Is the Intro to a Merger Agreement a “Resolution”? It is in Nevada!

Keith Bishop recently flagged an interesting Nevada Supreme Court decision in which the Court held that a minute book isn’t the only place you might find a board resolution. In Pope Investments v. China Yida Holdings, (Nev.; 7/21), the Court found that the board’s statement approving a merger set forth in the merger agreement itself was a “resolution” sufficient to confer appraisal rights on shareholders under Nevada law.  This excerpt from Keith’s blog explains:

Nevada’s market-out exception provides that there is no right to dissent in favor of any class of securities that is a “covered security” as defined in Section 18(b)(1)(A) or (B) of the Securities Act of 1933, 15 U.S.C. § 77r(b)(1)(A) or (B), as amended., unless the articles of incorporation of the corporation issuing the class or series or the resolution of the board of directors approving the plan of merger, conversion or exchange expressly provide otherwise.  CY’s articles did not provide otherwise.  Thus, the only question was whether a board resolution expressly provided otherwise.  The Nevada Supreme Court found such a resolution not in the minutes of a board meeting but in the introduction to the merger agreement:

What constitutes the board’s resolution is not limited by any particular formal requirements, and here,  the statement of the board’s approving the merger agreement in the introduction to the merger agreement constitutes the relevant board resolution.  The resolution here provided the shareholders with a right to dissent because the merger agreement envisioned that there was authority to dissent that could be validly exercised.

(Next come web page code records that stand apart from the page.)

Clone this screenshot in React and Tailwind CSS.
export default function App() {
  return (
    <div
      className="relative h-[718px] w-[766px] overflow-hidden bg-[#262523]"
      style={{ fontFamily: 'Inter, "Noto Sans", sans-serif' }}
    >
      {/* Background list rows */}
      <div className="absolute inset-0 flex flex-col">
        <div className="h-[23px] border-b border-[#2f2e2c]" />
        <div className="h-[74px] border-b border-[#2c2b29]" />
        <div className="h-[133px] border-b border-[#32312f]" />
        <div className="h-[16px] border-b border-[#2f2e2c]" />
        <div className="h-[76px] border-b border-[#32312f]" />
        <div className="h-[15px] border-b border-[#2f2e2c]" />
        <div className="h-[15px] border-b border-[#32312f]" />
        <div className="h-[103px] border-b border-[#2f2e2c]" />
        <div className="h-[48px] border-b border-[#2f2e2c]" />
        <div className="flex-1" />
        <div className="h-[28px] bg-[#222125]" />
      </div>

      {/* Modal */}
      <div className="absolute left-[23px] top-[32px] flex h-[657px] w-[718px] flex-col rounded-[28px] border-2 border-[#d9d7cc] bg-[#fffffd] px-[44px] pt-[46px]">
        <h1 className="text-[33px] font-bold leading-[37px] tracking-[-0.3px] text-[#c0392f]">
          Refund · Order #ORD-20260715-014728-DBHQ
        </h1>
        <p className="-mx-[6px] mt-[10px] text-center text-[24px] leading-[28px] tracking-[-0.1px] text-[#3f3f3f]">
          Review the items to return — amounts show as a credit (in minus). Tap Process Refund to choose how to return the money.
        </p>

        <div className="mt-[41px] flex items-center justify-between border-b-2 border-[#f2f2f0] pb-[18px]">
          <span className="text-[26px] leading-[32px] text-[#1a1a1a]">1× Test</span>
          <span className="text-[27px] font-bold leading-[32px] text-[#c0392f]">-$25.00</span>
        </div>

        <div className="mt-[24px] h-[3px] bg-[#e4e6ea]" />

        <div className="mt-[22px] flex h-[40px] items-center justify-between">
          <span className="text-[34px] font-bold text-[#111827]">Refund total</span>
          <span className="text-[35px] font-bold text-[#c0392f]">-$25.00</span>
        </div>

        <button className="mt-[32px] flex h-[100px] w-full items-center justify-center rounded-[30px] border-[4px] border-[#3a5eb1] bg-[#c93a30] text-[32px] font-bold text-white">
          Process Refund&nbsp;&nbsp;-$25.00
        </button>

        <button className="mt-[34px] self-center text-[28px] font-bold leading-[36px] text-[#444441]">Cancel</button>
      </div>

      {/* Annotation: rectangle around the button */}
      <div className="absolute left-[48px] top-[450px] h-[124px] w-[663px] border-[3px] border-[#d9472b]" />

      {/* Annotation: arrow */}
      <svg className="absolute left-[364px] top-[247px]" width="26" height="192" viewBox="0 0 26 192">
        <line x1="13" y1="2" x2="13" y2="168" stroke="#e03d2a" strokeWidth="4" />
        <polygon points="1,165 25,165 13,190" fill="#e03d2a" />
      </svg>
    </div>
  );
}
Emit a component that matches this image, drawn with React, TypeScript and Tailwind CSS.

In so doing, the resolution provided a right to dissent.  This reading is supported by contemporaneous representations to shareholders that they had rights to dissent and by all of the directors that the transaction was fair because objecting shareholders had a right to dissent.

Oh yeah, about those “contemporaneous representations” – despite the company’s decision to object ot the dissenters’ assertion of appraisal rights, the proxy statement was apparently full of disclosure to the effect that appraisal rights would be available in connection with the merger.